Abro o site da Festa Literária de Paraty e deparo com o texto de apresentação da 19ª edição da Festa: “Nhe’éry, Plantas e Literatura”. O título é insinuante, as palavras “Nhe’éry” e “plantas” me provocam frisson. À medida em que leio o texto, fico sabendo que a palavra que inicia o título se pronuncia “nheeri” e que é o termo ao qual o povo Guarani denomina a Mata Atlântica. Também fico sabendo que a palavra significa “onde as almas se banham”.
“Índio”… “Mata Atlântica”… As duas palavras atiçam a minha memória e me fazem pensar na 1ª Geração do Romantismo brasileiro. A Flip então vai homenagear Gonçalves Dias? José de Alencar? Ah! Iracema! Os índios Tabajaras que Alencar idealizou na Mata Atlântica…
Mas o curso natural da leitura empandeira a minha suspeita. Está no texto: “neste ano teremos uma homenagem coletiva, para todo(a)s o(a)s pensadores(a)s/conhecedor(a)s/mestre(a)s indígenas que tiveram suas vidas interrompidas pela Covid-19”. Quem se lembra da imprensa notificando a morte desses intelectuais? Quem é que viu as grandes revistas da intelectualidade brasileira fazerem menções aos intelectuais indígenas? São pessoas que ajudaram a escrever lindas páginas da nossa história e que não tivemos o privilégio de ao menos de vê-los citados na grande impressa, mas que para a cultura indígena e para a imprensa regional soam tão bem quanto os nomes de Paulo Freire, Carlos Drummond ou ─ para sermos mais contemporâneos ─ como Aldir Blanc ou Alfredo Bosi, esses dois também vítimas da Covid-19.

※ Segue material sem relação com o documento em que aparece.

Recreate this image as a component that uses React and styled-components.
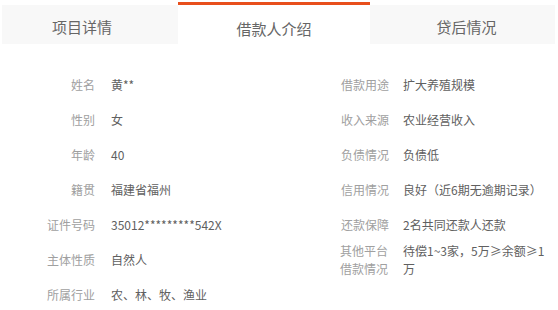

Vejo que entre os homenageados estão Higino Tenório, escritor, especialista em arte rupestre, benzedor e criador da primeira escola indígena para o povo Tuyuka; Meriná, também benzedora e mestra em rituais de cura e benzimentos do povo Macuxi; o artista plástico e escritor Feliciano Lana… há na lista diversas outras personalidades das artes, da cultura e do ativismo indígena de nosso país que foram vítimas da covid-19 e que serão homenageadas. Fico contente em ver que a Flip não esqueceu de homenagear celebridades intelectuais de “outras sabedorias e narrativas” ─ conforme diz o texto ─ dentre elas o cantor, compositor, artista plástico e pesquisador Nelson Sargento, o escritor Vicente Cecim, o compositor e cronista Aldir Blanc.
Impossível não se empolgar com a nova concepção da 19ª edição da Flip! Todas as Flips foram encantadoras e tiveram uma função social e literária importantíssima, mas a que será realizada entre os dias 27 de novembro e 5 de dezembro terá um encanto e um engajamento nunca dantes ocorrido: a preocupação com as nossas questões indígenas, a preocupação com a natureza, a reflexão da realidade que nos assombra à luz da literatura. E o que a literatura senão o espelho do mundo? Um espelho que nos provoca reações? Um espelho que nos leva à catarse? E o que a catarse senão purificação? Purificação? Qual o significado mesmo de “Nhe’éry”? “onde as almas se banham”. Banhar-se é purificar-se! então! Esta será a Flip da catarse, da purificação.